El pasado mes de Febrero, Wim Wenders recibió el Oso de Oro de honor por toda su carrera en la Berlinale, donde presentó su último trabajo, Todo saldrá bien, que además supone su regreso a la ficción tras Palermo Shooting (2008), En los últimos tiempos, el realizador alemán ha ganado un renovado prestigio con sus documentales; tras llevar el 3D al límite de lo expresivo en Pina (2011, a la que seguiría uno de los grandes éxitos del año pasado, La sal de la tierra), ahora vuelve a hacer un uso de esta técnica en un género tan alejado de la acción, la ciencia ficción, o la fantasía, como es el del drama clásico. Wenders, al igual que Jean-Luc Godard y o su compatriota Werner Herzog, quiere llevar el 3D por un nuevo camino, y en su caso lo hace para destacar el sentido humanista de una película que pone los sentimientos de muchos personajes contra las cuerdas emocionales.
Aunque está ambientada en Canadá, Todo saldrá bien tiene ecos de un drama nórdico en torno a la culpa y el perdón, así como sobre el amor en sus distintas facetas; temas que no son fáciles de tocar sin caer en el tremendismo. Se podría trazar un interesante círculo desde uno de las primeras obras de Wenders, El miedo del portero al penalti (1972), y Todo saldrá bien. En la primera, se nos hablaba de un hombre que, tras un suceso traumatizante, decide alejarse de la gente y escapar de su vida. Esta vocación ermitaña también la tenía el protagonista de Nowhere Man (2008), con guion del noruego Bjorn Olaf Johannessen, autor de Todo saldrá bien. En ésta, director y escritor dan la vuelta a aquellos conceptos, dejando que un acontecimiento trágico lleve a un hombre a esforzarse por integrarse en una sociedad que no entendía ni le interesaba.
Tomas, el protagonista del filme, va pasando por distintas etapas, con diferentes relaciones, sin demasiado éxito (de una forma que recuerda al Terrence Malick de To the wonder -2012- y Knight of cups -2015-), mientras se repite a sí mismo y a los demás que “todo va a salir bien”, como un mantra del que necesita auto convencerse. Sin embargo, este pensamiento será lo que le haga salir adelante. Frente a estos conflictos internos, muy potentes, la película tiende a la frialdad, incluso a la superficialidad, principalmente porque la narración está condicionada a su estructura visual. Acompañado por la dulcificada fotografía de Benoît Debie, y la banda sonora de un desubicado Alexandre Desplat (cuyos temas no se corresponden con ninguno de los sentimientos a los que acompañan), Wenders dilata las escenas de forma exasperante; y da la impresión de que esos momentos de transición, como un árbol agitándose al viento, la nieve cayendo sobre la luna de un coche, o Tomas mirando las motas de polvo en una ventana, así como los juegos de espejos y reflejos, corresponden a una decisión puramente estética para que se luzca el 3D.

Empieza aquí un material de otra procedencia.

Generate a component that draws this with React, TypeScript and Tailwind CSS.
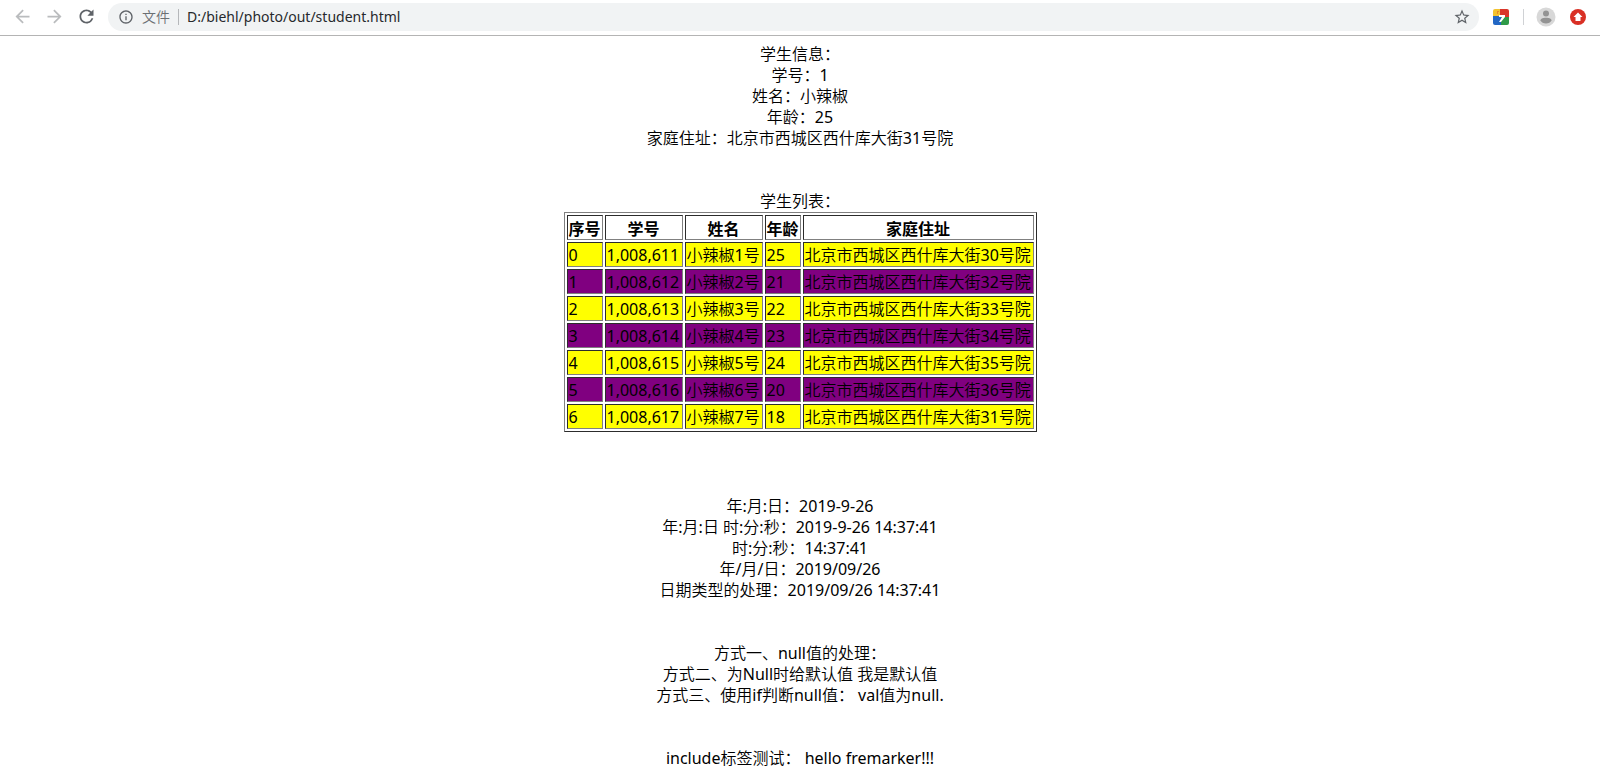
import { useState, type ReactNode } from "react";
import { MdArrowBack, MdArrowForward, MdInfoOutline, MdRefresh, MdStarBorder } from "react-icons/md";

const students = [
    { id: "1,008,611", name: "小辣椒1号", age: 25, address: "北京市西城区西什库大街30号院" },
    { id: "1,008,612", name: "小辣椒2号", age: 21, address: "北京市西城区西什库大街32号院" },
    { id: "1,008,613", name: "小辣椒3号", age: 22, address: "北京市西城区西什库大街33号院" },
    { id: "1,008,614", name: "小辣椒4号", age: 23, address: "北京市西城区西什库大街34号院" },
    { id: "1,008,615", name: "小辣椒5号", age: 24, address: "北京市西城区西什库大街35号院" },
    { id: "1,008,616", name: "小辣椒6号", age: 20, address: "北京市西城区西什库大街36号院" },
    { id: "1,008,617", name: "小辣椒7号", age: 18, address: "北京市西城区西什库大街31号院" }
];

const cell = "border border-t-[#2c2c2c] border-l-[#2c2c2c] border-r-[#808080] border-b-[#808080] px-px pt-0.5 pb-0";

function ExtensionIcon() {
    return (
        <svg width="16" height="16" viewBox="0 0 16 16" aria-hidden="true">
            <clipPath id="tile">
                <rect width="16" height="16" rx="2" />
            </clipPath>
            <g clipPath="url(#tile)">
                <path d="M0 0h8v8H0z" fill="#f2c230" />
                <path d="M7 0h9v8H7z" fill="#d9362b" />
                <path d="M0 7h8v9H0z" fill="#2367c4" />
                <path d="M8 8h8v8H8z" fill="#2f9a48" />
                <path d="M4 2h2v1H5v2H4z" fill="#e8892b" />
                <path d="M6 6h6v2l-4 5H6l3-5H6z" fill="#fff" />
            </g>
        </svg>
    );
}

function AvatarIcon() {
    return (
        <svg width="20" height="20" viewBox="0 0 20 20" aria-hidden="true">
            <circle cx="10" cy="10" r="9.5" fill="#d8d8d8" />
            <circle cx="10" cy="6.5" r="3" fill="#939393" />
            <path d="M4.5 13.5c0-2 2.5-2.8 5.5-2.8s5.5.8 5.5 2.8c-1 2-3 3-5.5 3s-4.5-1-5.5-3z" fill="#939393" />
        </svg>
    );
}

function UpdateIcon() {
    return (
        <svg width="16" height="16" viewBox="0 0 16 16" aria-hidden="true">
            <circle cx="8" cy="8" r="8" fill="#d93025" />
            <path d="M8 3.5 12.5 8h-2v4h-5V8h-2z" fill="#fff" />
        </svg>
    );
}

function Toolbar() {
    const [url, setUrl] = useState("D:/biehl/photo/out/student.html");

    return (
        <header className="flex items-center h-9 pl-3 pr-3.5 pb-0.5 border-b border-[#b4b4b4] bg-white">
            <div className="flex gap-[11px] text-[21px] mr-[11px]">
                <button type="button" aria-label="后退" className="text-[#babcbe]">
                    <MdArrowBack />
                </button>
                <button type="button" aria-label="前进" className="text-[#babcbe]">
                    <MdArrowForward />
                </button>
                <button type="button" aria-label="重新加载" className="text-[#5f6368]">
                    <MdRefresh />
                </button>
            </div>
            <div className="flex flex-1 items-center h-7 pl-2.5 pr-2 rounded-full bg-[#f1f3f4]">
                <MdInfoOutline className="size-4 text-[#5f6368]" />
                <label htmlFor="url" className="ml-2 text-sm text-[#6b6f73]">
                    文件
                </label>
                <span className="w-px h-4 mx-2 bg-[#b5b7ba]" />
                <input
                    id="url"
                    type="text"
                    value={url}
                    onChange={(e) => setUrl(e.target.value)}
                    className="flex-1 text-sm text-[#27292c] bg-transparent outline-none"
                />
                <button type="button" aria-label="添加书签" className="text-[#5f6368]">
                    <MdStarBorder className="size-[18px]" />
                </button>
            </div>
            <button type="button" aria-label="扩展程序" className="ml-3.5">
                <ExtensionIcon />
            </button>
            <span className="w-px h-4 ml-3.5 mr-3 bg-[#d0d2d5]" />
            <button type="button" aria-label="用户">
                <AvatarIcon />
            </button>
            <button type="button" aria-label="更新" className="ml-3.5">
                <UpdateIcon />
            </button>
        </header>
    );
}

function Lines({ children }: { children: ReactNode }) {
    return <section className="mb-[42px] last:mb-0">{children}</section>;
}

export default function App() {
    return (
        <div className="bg-white text-black font-['Noto_Sans','Noto_Sans_CJK_SC_DemiLight','Noto_Sans_CJK_SC',sans-serif]">
            <Toolbar />
            <main className="px-2 pt-2 text-base leading-[21px] text-center">
                <Lines>
                    <p>学生信息：</p>
                    <p>学号：1</p>
                    <p>姓名：小辣椒</p>
                    <p>年龄：25</p>
                    <p>家庭住址：北京市西城区西什库大街31号院</p>
                </Lines>

                <p id="list-title">学生列表：</p>
                <table
                    aria-labelledby="list-title"
                    className="mx-auto mb-16 border border-separate border-spacing-[2px] border-t-[#808080] border-l-[#808080] border-r-[#2c2c2c] border-b-[#2c2c2c]"
                >
                    <colgroup>
                        <col className="w-9" />
                        <col className="w-[78px]" />
                        <col className="w-[78px]" />
                        <col className="w-9" />
                        <col className="w-[231px]" />
                    </colgroup>
                    <thead className="font-['Noto_Sans_CJK_SC',sans-serif]">
                        <tr>
                            <th className={cell}>序号</th>
                            <th className={cell}>学号</th>
                            <th className={cell}>姓名</th>
                            <th className={cell}>年龄</th>
                            <th className={cell}>家庭住址</th>
                        </tr>
                    </thead>
                    <tbody className="text-left">
                        {students.map((student, index) => (
                            <tr key={student.id} className={index % 2 === 0 ? "bg-[#ffff00]" : "bg-[#800080]"}>
                                <td className={cell}>{index}</td>
                                <td className={cell}>{student.id}</td>
                                <td className={cell}>{student.name}</td>
                                <td className={cell}>{student.age}</td>
                                <td className={cell}>{student.address}</td>
                            </tr>
                        ))}
                    </tbody>
                </table>

                <Lines>
                    <p>年:月:日：2019-9-26</p>
                    <p>年:月:日 时:分:秒：2019-9-26 14:37:41</p>
                    <p>时:分:秒：14:37:41</p>
                    <p>年/月/日：2019/09/26</p>
                    <p>日期类型的处理：2019/09/26 14:37:41</p>
                </Lines>

                <Lines>
                    <p>方式一、null值的处理：</p>
                    <p>方式二、为Null时给默认值 我是默认值</p>
                    <p>方式三、使用if判断null值： val值为null.</p>
                </Lines>

                <Lines>
                    <p>include标签测试： hello fremarker!!!</p>
                </Lines>
            </main>
        </div>
    );
}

El estudio de la psicología humana de Todo saldrá bien se queda así en un experimento para desarrollar las posibilidades de un recurso cinematográfico; no estamos por tanto ante una película tan conservadora o desfasada como descompensada, hasta casi llegar al límite de lo grotesco. El conjunto se resiente porque elementos que podrían funcionar por separado, combinados no concuerdan: ni el tono con la forma, ni los diálogos con los personajes, ni éstos con unos actores que, con James Franco a la cabeza, parecen estar solo dentro de la historia a ratos. El resultado es una fábula poética que avanza con una languidez que imposibilita cualquier tipo de empatía o conexión con ella.